An Excerpt From An Article I Never Got To Write
July 7, 2020
This is not the summer after college I had hoped for. I watch my European friends frolic by the lakeside via Instagram stories as I refresh the database of countries opening their borders, hoping they’d soon open to Filipino travelers. I couldn’t help but be jealous of their freedom. I’m sitting on a couch in a dorm room, opposite my best friend sending CVs over cold emails, enduring the Abu Dhabi heat we had not planned to live through. He looks up from his laptop in remembrance: “I was landing in Mexico City this time last year,” he says with a faint smile on the corner of his mouth. We laugh then cry a little, sulking in our summer flashbacks, projecting our past lives into the future realities we hope to create for ourselves.
My time in university abroad empowered me to turn my daydreams into a lived reality. I’ve spent the last three summers in foreign cities I had only visited via TV and movies as a kid, interning for cool theater companies and doing creative projects via scholarships and grants I could’ve only dreamed of otherwise. Fragments of these cities are now etched in my brain; I’m in awe that there are cities aside from Manila that I now know like the back of my hand. I’ve experienced cross-country bus rides through the Baltics; I’ve watched plays in German and sang along to Czech concerts though they are languages I don’t understand; I’ve mastered the routes of intertwined U and S Bahn public transit lines that are more complex than the MRT on EDSA. I had hoped this summer would look similar: getting acquainted to new bus stops and walking routes to work, finding a new favorite thrift shop to visit over the weekend, or perhaps retracing and revisiting old ones in cities I’ve lived in before.
Instead, I am still in my college dorm room in Abu Dhabi, drafting what feels like my 500th cover letter and sending cold application emails I doubt I’d get a reply to. Although I feel fulfilled and inspired by my current remote summer fellowship in arts production, my heart trembles at every rejection email I sift through my inbox, afraid that no opportunity would catch me when this fellowship ends. Instead of planning the new layout of my first adult apartment, I am drafting new Plan As to Zs as I figure out my career in a pandemic-inflicted reality.
Having graduated last May from what felt like the best four years of my life, I live in fear that these places and moments would only be but a memory. As my previous summer cities return to normalcy and Manila COVID-19 cases rise by the day, I feel stuck in-between in an alternate reality as my surroundings remain unchanged since the beginning of the pandemic. While I’m grateful to be housed in a country conscious of containing the virus, I feel my post-graduation life drift stagnant and aimless in a world enduring a health crisis. While visa restrictions have always been at the forefront of my mind as a Philippine passport holder living abroad, pandemic-inflicted border restrictions make it even more difficult for me to plan returning to cities that have liberated my creative, artistic soul. As opportunities feel scarce and slip through my fingers like sand, I feel my early 20s wasted in frustration indoors.
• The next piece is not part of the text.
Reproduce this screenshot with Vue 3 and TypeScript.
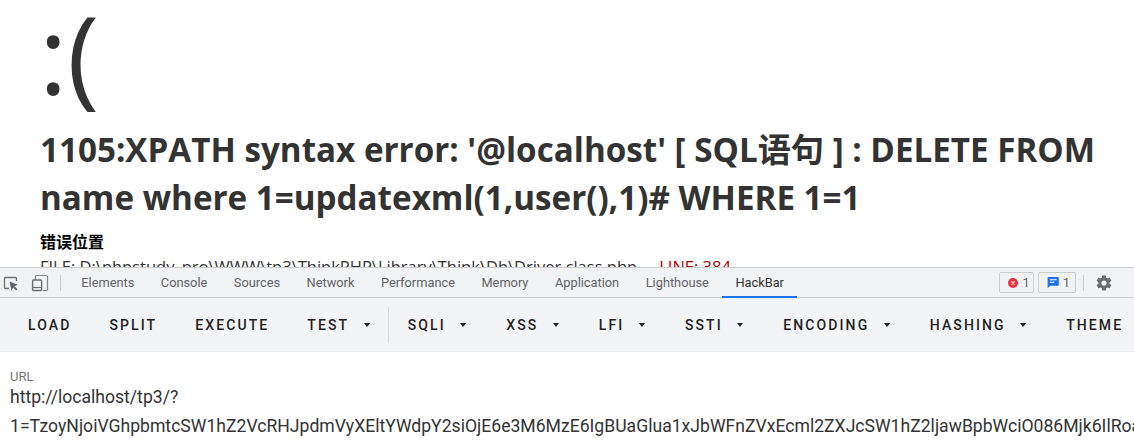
<script setup lang="ts">
const tabs = ['Elements', 'Console', 'Sources', 'Network', 'Performance', 'Memory', 'Application', 'Lighthouse', 'HackBar']
const leftButtons = [
  { label: 'LOAD', menu: false },
  { label: 'SPLIT', menu: false },
  { label: 'EXECUTE', menu: false },
  { label: 'TEST', menu: true },
]
const rightButtons = [
  { label: 'SQLI', menu: true },
  { label: 'XSS', menu: true },
  { label: 'LFI', menu: true },
  { label: 'SSTI', menu: true },
  { label: 'ENCODING', menu: true },
  { label: 'HASHING', menu: true },
  { label: 'THEME', menu: false },
]
</script>

<template>
  <div class="root">
    <main class="page">
      <div class="face">:(</div>
      <h1 class="title">1105:XPATH syntax error: '@localhost' [ SQL语句 ] : DELETE FROM name where 1=updatexml(1,user(),1)# WHERE 1=1</h1>
      <h2 class="loc">错误位置</h2>
      <p class="file">FILE: D:\phpstudy_pro\WWW\tp3\ThinkPHP\Library\Think\Db\Driver.class.php<span class="sep"></span><span class="line">LINE: 384</span></p>
    </main>
    <section class="devtools">
      <header class="tabbar">
        <svg class="ico" width="20" height="20" viewBox="0 0 20 20">
          <path d="M8 15.500H4.500a1 1 0 0 1-1-1V5.500a1 1 0 0 1 1-1h10a1 1 0 0 1 1 1V8" fill="none" stroke="#6e6e6e" stroke-width="1.300"/>
          <path d="M8.500 8.500l8.300 3.200-3.400 1.500 3 3-1.300 1.300-3-3-1.500 3.400z" fill="#5f6368"/>
        </svg>
        <svg class="ico ico2" width="20" height="20" viewBox="0 0 20 20">
          <path d="M5.500 7V3.500a1 1 0 0 1 1-1h10a1 1 0 0 1 1 1v13a1 1 0 0 1-1 1h-4" fill="none" stroke="#80868b" stroke-width="1.200"/>
          <rect x="2.600" y="7" width="9" height="10.500" rx="1" fill="none" stroke="#6e6e6e" stroke-width="1.400"/>
          <path d="M3 14.500h8" stroke="#6e6e6e" stroke-width="1.200"/>
        </svg>
        <span class="vdiv first"></span>
        <nav class="tabs">
          <span v-for="t in tabs" :key="t" class="tab" :class="{ active: t === 'HackBar' }">{{ t }}</span>
        </nav>
        <div class="status">
          <span class="pill pill-err">
            <svg width="10" height="10" viewBox="0 0 12 12"><circle cx="6" cy="6" r="6" fill="#e8303f"/><path d="M4.200 4.200l3.600 3.600M7.800 4.200l-3.600 3.600" stroke="#fff" stroke-width="1.400"/></svg>
            1
          </span>
          <span class="pill pill-msg">
            <svg width="12" height="13" viewBox="0 0 13 14"><path d="M1.500 1h10.500a.8.8 0 0 1 .8.800v8a.8.800 0 0 1-.8.800H3.500L.7 13.200V1.800a.8.8 0 0 1 .8-.8z" fill="#1a73e8"/><path d="M3 4h7.500M3 6.800h5" stroke="#fff" stroke-width="1.100"/></svg>
            1
          </span>
          <span class="vdiv"></span>
          <svg class="gear" width="18" height="18" viewBox="0 0 24 24"><path fill="#6a6d70" d="M19.430 12.980c.04-.32.070-.64.070-.98s-.03-.66-.07-.98l2.110-1.650c.19-.15.240-.42.120-.64l-2-3.460c-.12-.22-.39-.3-.61-.22l-2.490 1c-.52-.4-1.080-.73-1.690-.98l-.38-2.650A.49.490 0 0 0 14 2h-4c-.25 0-.46.180-.49.420l-.38 2.650c-.61.250-1.170.590-1.690.98l-2.490-1c-.23-.09-.49 0-.61.220l-2 3.460c-.13.220-.07.490.12.640l2.110 1.650c-.04.320-.07.650-.07.980s.03.660.07.980l-2.110 1.650c-.19.150-.24.420-.12.640l2 3.460c.12.220.39.300.61.220l2.490-1c.52.400 1.080.730 1.690.980l.38 2.650c.03.240.24.420.49.420h4c.25 0 .46-.18.490-.42l.38-2.650c.61-.25 1.170-.59 1.690-.98l2.490 1c.23.090.49 0 .61-.22l2-3.460c.12-.22.070-.49-.12-.64l-2.110-1.650zM12 15.500c-1.930 0-3.500-1.570-3.500-3.500s1.570-3.500 3.500-3.500 3.500 1.570 3.500 3.500-1.570 3.500-3.500 3.500z"/></svg>
        </div>
      </header>
      <div class="toolbar">
        <button v-for="b in leftButtons" :key="b.label" class="btn" :class="{ menu: b.menu }">{{ b.label }}<i v-if="b.menu" class="caret"></i></button>
        <span class="tdiv"></span>
        <button v-for="b in rightButtons" :key="b.label" class="btn" :class="{ menu: b.menu }">{{ b.label }}<i v-if="b.menu" class="caret"></i></button>
      </div>
      <div class="form">
        <label class="label">URL</label>
        <div class="value">http://localhost/tp3/?<br>1=TzoyNjoiVGhpbmtcSW1hZ2VcRHJpdmVyXEltYWdpY2siOjE6e3M6MzE6IgBUaGlua1xJbWFnZVxEcml2ZXJcSW1hZ2ljawBpbWciO086Mjk6IlRoaW5rXFNlc3Npb24</div>
      </div>
    </section>
  </div>
</template>

<style>
html, body { margin: 0; background: #fff; }
</style>

<style scoped>
.root {
  width: 1134px;
  height: 445px;
  display: flex;
  flex-direction: column;
  overflow: hidden;
  background: #fff;
}
.page {
  height: 267px;
  flex: none;
  overflow: hidden;
  padding: 0 30px 0 40px;
  box-sizing: border-box;
  color: #333;
  font-family: "Open Sans", "Noto Sans CJK SC", sans-serif;
}
.face {
  font-size: 108px;
  line-height: 100px;
  height: 100px;
  padding-top: 4px;
  margin-bottom: 22px;
  margin-left: -1px;
  font-weight: 400;
}
.title {
  margin: 0;
  font-size: 33.200px;
  line-height: 48px;
  font-weight: 700;
}
.loc {
  margin: 7px 0 0;
  font-size: 16px;
  line-height: 24px;
  font-weight: 700;
  color: #000;
  font-family: "Noto Sans CJK SC", sans-serif;
}
.file {
  margin: 3px 0 0;
  font-size: 16.500px;
  line-height: 22px;
  white-space: nowrap;
  font-family: "Open Sans", sans-serif;
}
.sep { display: inline-block; width: 22px; }
.line { color: #a00; }
.devtools {
  flex: 1;
  display: flex;
  flex-direction: column;
  min-height: 0;
  border-top: 1px solid #cbcdd1;
}
.tabbar {
  height: 29px;
  flex: none;
  display: flex;
  align-items: center;
  background: #f1f3f4;
  border-bottom: 1px solid #cbcdd1;
  font-family: Roboto, sans-serif;
  font-size: 12.800px;
  color: #5f6368;
}
.ico { margin-left: 1px; flex: none; }
.ico2 { margin-left: 9px; }
.vdiv { width: 1px; height: 16px; background: #ccc; flex: none; }
.first { margin-left: 10px; }
.tabs { display: flex; height: 100%; margin-left: 7px; }
.tab {
  display: flex;
  align-items: center;
  padding: 0 13.250px;
  height: 100%;
  box-sizing: border-box;
}
.tab.active {
  color: #333;
  border-bottom: 2px solid #1a73e8;
  margin-bottom: -1px;
  height: calc(100% + 1px);
  padding-top: 1px;
}
.status {
  margin-left: auto;
  display: flex;
  align-items: center;
  gap: 4px;
  padding-right: 21px;
}
.pill {
  display: flex;
  align-items: center;
  height: 21px;
  border: 1px solid #cbcdd1;
  border-radius: 2px;
  box-sizing: border-box;
}
.pill-err { gap: 5px; padding: 0 3px 0 8px; }
.pill-msg { gap: 4px; padding: 0 5px 0 8px; }
.status .vdiv { margin: 0 7px 0 3px; }
.toolbar {
  height: 53px;
  flex: none;
  display: flex;
  align-items: center;
  background: #f3f4f6;
  padding-left: 9px;
  box-sizing: border-box;
  white-space: nowrap;
  overflow: hidden;
}
.btn {
  all: unset;
  flex: none;
  display: flex;
  align-items: center;
  padding: 0 19px;
  height: 36px;
  font-family: Roboto, sans-serif;
  font-size: 14px;
  font-weight: 500;
  letter-spacing: 2.100px;
  color: #1f1f1f;
}
.caret {
  display: block;
  margin-left: 14.500px;
  margin-right: 2px;
  width: 0;
  height: 0;
  border-left: 3.500px solid transparent;
  border-right: 3.500px solid transparent;
  border-top: 4px solid #222;
}
.tdiv { width: 1px; height: 36px; background: #d8d9db; flex: none; margin: 0 0 0 -3px; }
.form {
  flex: 1;
  padding: 18px 10px 0;
  font-family: Roboto, sans-serif;
  overflow: hidden;
  border-top: 1px solid #eee;
}
.label { display: block; font-size: 13px; line-height: 14px; color: #757575; }
.value {
  margin-top: -1px;
  font-size: 17.600px;
  line-height: 29px;
  white-space: nowrap;
  color: #333;
}
</style>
Even though it’s been just a few months of unprecedented times I feel the doors shut in front of me. As I try to use my time indoors to exercise my activism, participating in virtual talks and protests, my fears for my future are overlaid with my fears that my freedom of speech would be taken away by my country’s newly signed Anti-Terror Law. Despite wanting to come home, I fear returning in conditions such as this. As I face unemployment after four years of a fully-sponsored undergraduate career, I’m anxious that my aspirations are harder to reach in a COVID-afflicted world.
I wish I can end this article on a positive note; ironically, the word “positive” seems to be the most negative word of the year. It’s hard to feel positive when I don’t know where I’d be or what I’d be doing in a month’s time.